**Directions for this task:** Copy exactly the lines from the start of the material through the line with "<pointer-arrow></pointer-arrow>". Pictures stay out of the copy.

**Dataset content:**
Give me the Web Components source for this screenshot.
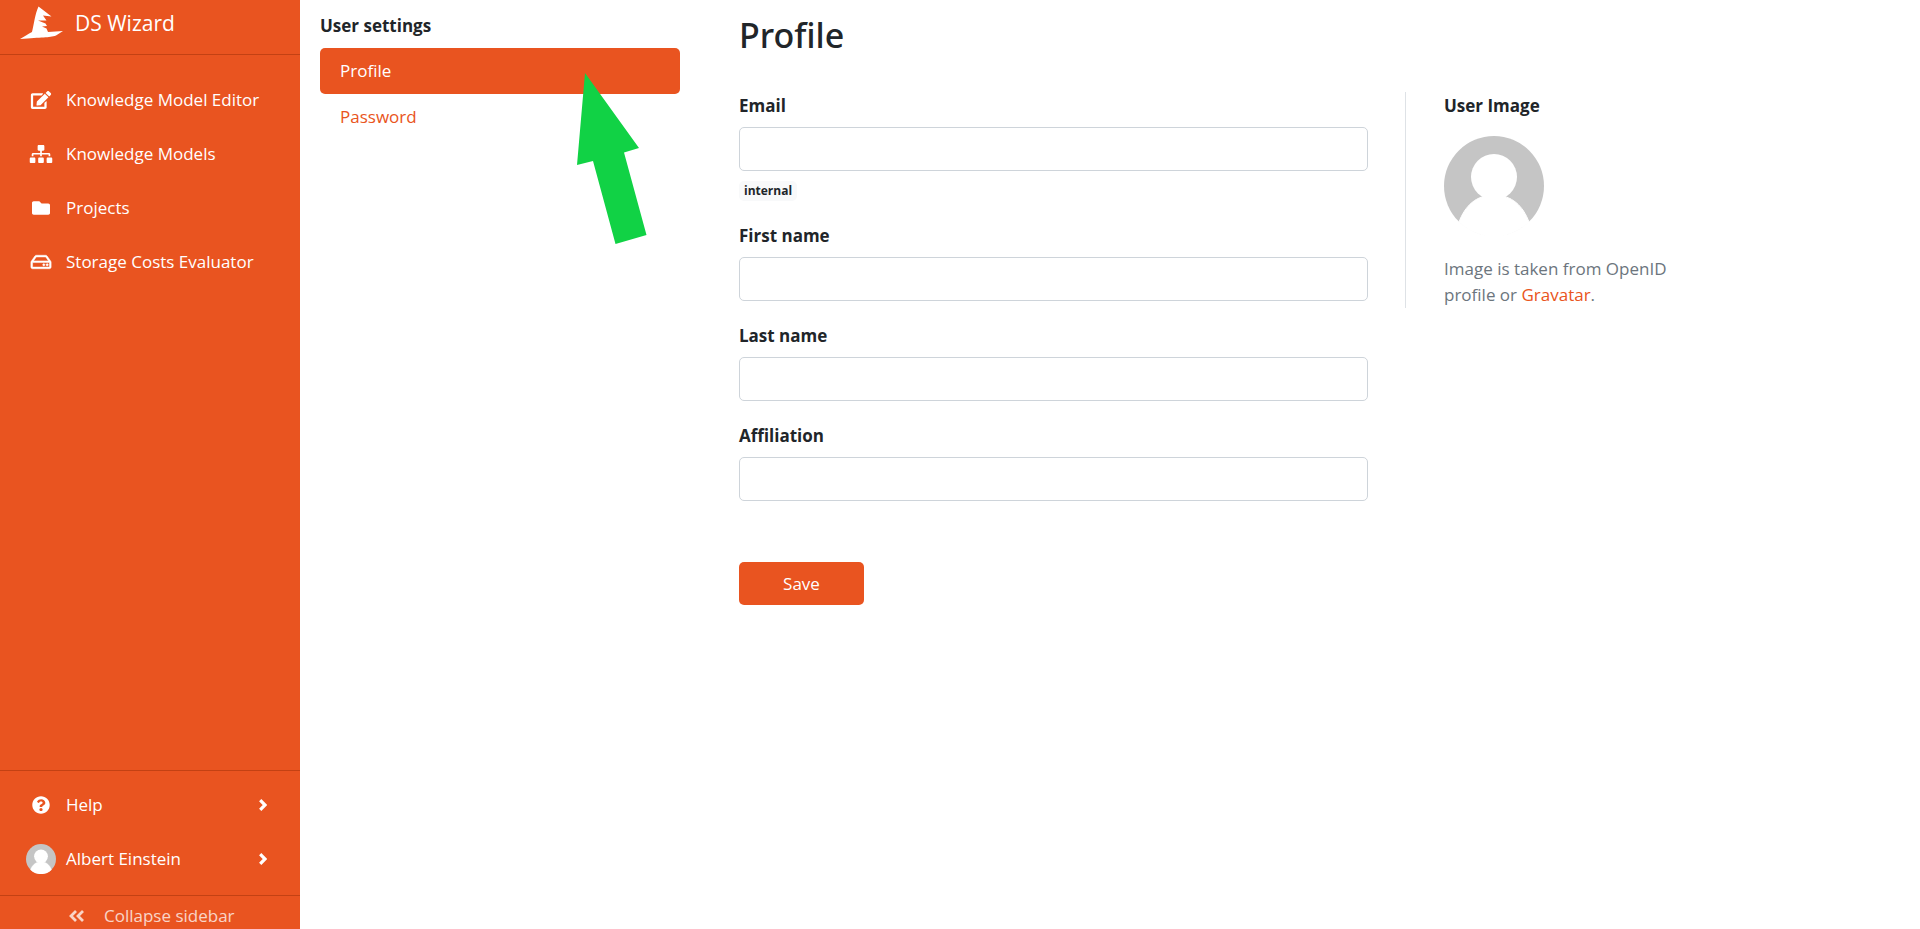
<!DOCTYPE html>
<html lang="en">
<head>
<meta charset="utf-8">
<title>DS Wizard</title>
<style>
    body {
        margin: 0;
        font-family: "Open Sans", "Noto Sans", sans-serif;
        font-size: 17px;
        line-height: 26px;
        color: #212529;
        background: #fff;
        --primary: #e95420;
        --primary-dark: #c34113;
    }
</style>
</head>
<body>
<wizard-app>
    <wizard-sidebar slot="sidebar">
        <nav-item icon="edit">Knowledge Model Editor</nav-item>
        <nav-item icon="sitemap">Knowledge Models</nav-item>
        <nav-item icon="folder">Projects</nav-item>
        <nav-item icon="hdd">Storage Costs Evaluator</nav-item>
        <nav-item slot="bottom" icon="question" more>Help</nav-item>
        <nav-item slot="bottom" icon="avatar" more>Albert Einstein</nav-item>
    </wizard-sidebar>
    <settings-nav slot="nav"></settings-nav>
    <profile-page></profile-page>
</wizard-app>
<pointer-arrow></pointer-arrow>

<script>
const icons = {
    edit: ["0 0 576 512", '<path d="M402.6 83.2l90.2 90.2c3.8 3.8 3.8 10 0 13.8L274.4 405.6l-92.8 10.3c-12.4 1.4-22.9-9.1-21.5-21.5l10.3-92.8L388.8 83.2c3.8-3.8 10-3.8 13.8 0zm162-22.9l-48.8-48.8c-15.2-15.2-39.9-15.2-55.2 0l-35.4 35.4c-3.8 3.8-3.8 10 0 13.8l90.2 90.2c3.8 3.8 10 3.8 13.8 0l35.4-35.4c15.2-15.3 15.2-40 0-55.2zM384 346.2V448H64V128h229.8c3.2 0 6.2-1.3 8.5-3.5l40-40c7.6-7.6 2.2-20.5-8.5-20.5H48C21.5 64 0 85.5 0 112v352c0 26.5 21.5 48 48 48h352c26.5 0 48-21.5 48-48V306.2c0-10.7-12.9-16-20.5-8.5l-40 40c-2.2 2.3-3.5 5.3-3.5 8.5z"/>'],
    sitemap: ["0 0 640 512", '<path d="M128 352H32c-17.67 0-32 14.33-32 32v96c0 17.67 14.33 32 32 32h96c17.67 0 32-14.33 32-32v-96c0-17.67-14.33-32-32-32zm-24-80h192v48h48v-48h192v48h48v-57.59c0-21.17-17.23-38.41-38.41-38.41H344v-64h40c17.67 0 32-14.33 32-32V32c0-17.67-14.33-32-32-32H256c-17.67 0-32 14.33-32 32v96c0 17.67 14.33 32 32 32h40v64H94.41C73.23 224 56 241.23 56 262.41V320h48v-48zm264 80h-96c-17.67 0-32 14.33-32 32v96c0 17.67 14.33 32 32 32h96c17.67 0 32-14.33 32-32v-96c0-17.67-14.33-32-32-32zm240 0h-96c-17.67 0-32 14.33-32 32v96c0 17.67 14.33 32 32 32h96c17.67 0 32-14.33 32-32v-96c0-17.67-14.33-32-32-32z"/>'],
    folder: ["0 0 512 512", '<path d="M464 128H272l-64-64H48C21.49 64 0 85.49 0 112v288c0 26.51 21.49 48 48 48h416c26.51 0 48-21.49 48-48V176c0-26.51-21.49-48-48-48z"/>'],
    hdd: ["0 0 576 512", '<path d="M567.403 235.642L462.323 84.589A48 48 0 0 0 422.919 64H153.081a48 48 0 0 0-39.404 20.589L8.597 235.642A48.001 48.001 0 0 0 0 263.054V400c0 26.51 21.49 48 48 48h480c26.51 0 48-21.49 48-48V263.054c0-9.801-3-19.366-8.597-27.412zM153.081 112h269.838l77.913 112H75.168l77.913-112zM528 400H48V272h480v128zm-32-64c0 17.673-14.327 32-32 32s-32-14.327-32-32 14.327-32 32-32 32 14.327 32 32zm-96 0c0 17.673-14.327 32-32 32s-32-14.327-32-32 14.327-32 32-32 32 14.327 32 32z" stroke="currentColor" stroke-width="14"/>'],
    question: ["0 0 512 512", '<path d="M504 256c0 136.997-111.043 248-248 248S8 392.997 8 256C8 119.083 119.043 8 256 8s248 111.083 248 248zM262.655 90c-54.497 0-89.255 22.957-116.549 63.758-3.536 5.286-2.353 12.415 2.715 16.258l34.699 26.31c5.205 3.947 12.621 3.008 16.665-2.122 17.864-22.658 30.113-35.797 57.303-35.797 20.429 0 45.698 13.148 45.698 32.958 0 14.976-12.363 22.667-32.534 33.976C247.128 238.528 216 254.941 216 296v4c0 6.627 5.373 12 12 12h56c6.627 0 12-5.373 12-12v-1.333c0-28.462 83.186-29.647 83.186-106.667 0-58.002-60.165-102-116.531-102zM256 338c-25.365 0-46 20.635-46 46 0 25.364 20.635 46 46 46s46-20.636 46-46c0-25.365-20.635-46-46-46z"/>'],
    chevron: ["0 0 8 12", '<path d="M1.200 1.200L6 6l-4.800 4.800" fill="none" stroke="currentColor" stroke-width="3.200"/>'],
    collapse: ["0 0 15 12", '<path d="M7 1L2 6l5 5M14 1L9 6l5 5" fill="none" stroke="currentColor" stroke-width="2.800"/>'],
    avatar: ["0 0 100 100", '<circle cx="50" cy="50" r="50" fill="#c5c5c5"/><circle cx="50" cy="41" r="23" fill="#fff"/><path d="M15 86C21 70 32 59 50 59s29 11 35 27A50 50 0 0 1 15 86z" fill="#fff" stroke="#fff"/>'],
    hat: ["0 0 44 34", '<path d="M18.500.5L31.500 10.500 23 9.500 26.500 14.500 18 14.500 25.500 17.500 27 20 22 20.500 26.500 22.500 28 26 43 25 36 29.500C29 32 22 31 0 33 5 30 8 28 12 26 14 18 15 8 18.500.5z"/>']
}

class SvgIcon extends HTMLElement {
    constructor() {
        super()
        const [box, shape] = icons[this.getAttribute("name")]
        this.attachShadow({ mode: "open" }).innerHTML = `
        <style>
        :host {
            display: block;
            flex: none;
        }

        svg {
            display: block;
            width: 100%;
            height: 100%;
            fill: currentColor;
        }
        </style>
        <svg viewBox="${box}" aria-hidden="true">${shape}</svg>
        `
    }
}

class NavItem extends HTMLElement {
    constructor() {
        super()
        const icon = this.getAttribute("icon")
        const more = this.hasAttribute("more") ? '<svg-icon class="more" name="chevron"></svg-icon>' : ""
        this.attachShadow({ mode: "open" }).innerHTML = `
        <style>
        :host {
            display: block;
        }

        a {
            display: flex;
            align-items: center;
            height: 54px;
            padding: 0 33px 0 26px;
            color: #fff;
            text-decoration: none;
        }

        .icon {
            display: flex;
            justify-content: center;
            width: 30px;
            margin-right: 10px;
        }

        .icon svg-icon {
            width: 24px;
            height: 18px;
        }

        .icon svg-icon[name="avatar"] {
            width: 30px;
            height: 30px;
        }

        .more {
            width: 8px;
            height: 12px;
            margin-left: auto;
        }
        </style>
        <a href="#"><span class="icon"><svg-icon name="${icon}"></svg-icon></span><slot></slot>${more}</a>
        `
    }
}

class WizardSidebar extends HTMLElement {
    constructor() {
        super()
        this.attachShadow({ mode: "open" }).innerHTML = `
        <style>
        :host {
            display: flex;
            flex-direction: column;
            color: #fff;
            background: var(--primary);
        }

        .brand {
            display: flex;
            align-items: center;
            gap: 11px;
            height: 46px;
            padding: 0 20px 8px;
            border-bottom: 1px solid var(--primary-dark);
            font-size: 21px;
            color: #fff;
            text-decoration: none;
        }

        .brand svg-icon {
            width: 44px;
            height: 34px;
        }

        nav {
            flex: 1;
            padding-top: 18px;
        }

        .bottom {
            padding: 7px 0 9px;
            border-top: 1px solid var(--primary-dark);
            border-bottom: 1px solid var(--primary-dark);
        }

        button {
            display: flex;
            align-items: center;
            gap: 20px;
            padding: 7px 0 0 69px;
            border: 0;
            background: none;
            font: inherit;
            color: #fff;
            opacity: .75;
        }

        button svg-icon {
            width: 15px;
            height: 12px;
        }
        </style>
        <a class="brand" href="#"><svg-icon name="hat"></svg-icon>DS Wizard</a>
        <nav><slot></slot></nav>
        <div class="bottom"><slot name="bottom"></slot></div>
        <button type="button"><svg-icon name="collapse"></svg-icon>Collapse sidebar</button>
        `
    }
}

class SettingsNav extends HTMLElement {
    constructor() {
        super()
        this.attachShadow({ mode: "open" }).innerHTML = `
        <style>
        :host {
            display: block;
            padding-top: 13px;
        }

        strong {
            display: block;
            margin-bottom: 9px;
        }

        a {
            display: block;
            padding: 10px 20px;
            border-radius: 5px;
            color: var(--primary);
            text-decoration: none;
        }

        a.active {
            color: #fff;
            background: var(--primary);
        }
        </style>
        <strong>User settings</strong>
        <nav>
            <a class="active" href="#">Profile</a>
            <a href="#">Password</a>
        </nav>
        `
    }
}

class FormField extends HTMLElement {
    constructor() {
        super()
        this.attachShadow({ mode: "open" }).innerHTML = `
        <style>
        :host {
            display: block;
            margin-bottom: 21px;
        }

        label {
            display: block;
            padding-top: 1px;
            margin-bottom: 8px;
            font-weight: 700;
        }

        input {
            display: block;
            box-sizing: border-box;
            width: 100%;
            height: 44px;
            padding: 8px 14px;
            border: 1px solid #ced4da;
            border-radius: 5px;
            background: #fff;
            font: inherit;
        }

        ::slotted(*) {
            display: block;
            width: fit-content;
            margin-top: 10px;
            padding: 0 5px;
            border-radius: 5px;
            background: #f8f9fa;
            font-size: 12px;
            font-weight: 700;
            line-height: 20px;
        }
        </style>
        <label for="field">${this.getAttribute("label")}</label>
        <input id="field" type="${this.getAttribute("type") || "text"}">
        <slot></slot>
        `
    }
}

class UserImage extends HTMLElement {
    constructor() {
        super()
        this.attachShadow({ mode: "open" }).innerHTML = `
        <style>
        :host {
            display: block;
            padding: 1px 0 0 38px;
            border-left: 1px solid #dee2e6;
        }

        strong {
            display: block;
            margin-bottom: 17px;
        }

        svg-icon {
            width: 100px;
            height: 100px;
        }

        p {
            max-width: 228px;
            margin: 20px 0 0;
            color: #6c757d;
        }

        a {
            color: var(--primary);
            text-decoration: none;
        }
        </style>
        <strong>User Image</strong>
        <svg-icon name="avatar"></svg-icon>
        <p>Image is taken from OpenID profile or <a href="#">Gravatar</a>.</p>
        `
    }
}

class ProfilePage extends HTMLElement {
    constructor() {
        super()
        this.attachShadow({ mode: "open" }).innerHTML = `
        <style>
        :host {
            display: block;
            padding-top: 12px;
        }

        h2 {
            margin: 0 0 34px;
            font-family: "Noto Sans", "Open Sans", sans-serif;
            font-size: 34px;
            font-weight: 500;
            line-height: 46px;
        }

        .columns {
            display: grid;
            grid-template-columns: minmax(0, 1fr) 296px;
            align-items: start;
            gap: 37px;
        }

        button {
            width: 125px;
            height: 43px;
            margin-top: 40px;
            border: 0;
            border-radius: 5px;
            background: var(--primary);
            font: inherit;
            color: #fff;
        }
        </style>
        <h2>Profile</h2>
        <div class="columns">
            <form>
                <form-field label="Email" type="email"><span>internal</span></form-field>
                <form-field label="First name"></form-field>
                <form-field label="Last name"></form-field>
                <form-field label="Affiliation"></form-field>
                <button type="button">Save</button>
            </form>
            <user-image></user-image>
        </div>
        `
    }
}

class WizardApp extends HTMLElement {
    constructor() {
        super()
        this.attachShadow({ mode: "open" }).innerHTML = `
        <style>
        :host {
            display: grid;
            grid-template-columns: 300px minmax(0, 1fr);
            min-height: 100vh;
        }

        main {
            display: grid;
            grid-template-columns: 360px minmax(0, 1fr);
            align-items: start;
            gap: 59px;
            max-width: 1381px;
            padding: 0 20px;
        }
        </style>
        <slot name="sidebar"></slot>
        <main><slot name="nav"></slot><slot></slot></main>
        `
    }
}

// lies over the page, pointing at the active settings link
class PointerArrow extends HTMLElement {
    constructor() {
        super()
        this.attachShadow({ mode: "open" }).innerHTML = `
        <style>
        :host {
            position: absolute;
            top: 73px;
            left: 577px;
            width: 70px;
            height: 171px;
            pointer-events: none;
        }

        svg {
            display: block;
        }
        </style>
        <svg width="70" height="171" aria-hidden="true"><path d="M8 0L62 75 47 79.500 69.500 162 38.500 171 16 88 0 92z" fill="#11d245"/></svg>
        `
    }
}

customElements.define("svg-icon", SvgIcon)
customElements.define("nav-item", NavItem)
customElements.define("wizard-sidebar", WizardSidebar)
customElements.define("settings-nav", SettingsNav)
customElements.define("form-field", FormField)
customElements.define("user-image", UserImage)
customElements.define("profile-page", ProfilePage)
customElements.define("wizard-app", WizardApp)
customElements.define("pointer-arrow", PointerArrow)
</script>
</body>
</html>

**Answer to this problem:**
Give me the Web Components source for this screenshot.
<!DOCTYPE html>
<html lang="en">
<head>
<meta charset="utf-8">
<title>DS Wizard</title>
<style>
    body {
        margin: 0;
        font-family: "Open Sans", "Noto Sans", sans-serif;
        font-size: 17px;
        line-height: 26px;
        color: #212529;
        background: #fff;
        --primary: #e95420;
        --primary-dark: #c34113;
    }
</style>
</head>
<body>
<wizard-app>
    <wizard-sidebar slot="sidebar">
        <nav-item icon="edit">Knowledge Model Editor</nav-item>
        <nav-item icon="sitemap">Knowledge Models</nav-item>
        <nav-item icon="folder">Projects</nav-item>
        <nav-item icon="hdd">Storage Costs Evaluator</nav-item>
        <nav-item slot="bottom" icon="question" more>Help</nav-item>
        <nav-item slot="bottom" icon="avatar" more>Albert Einstein</nav-item>
    </wizard-sidebar>
    <settings-nav slot="nav"></settings-nav>
    <profile-page></profile-page>
</wizard-app>
<pointer-arrow></pointer-arrow>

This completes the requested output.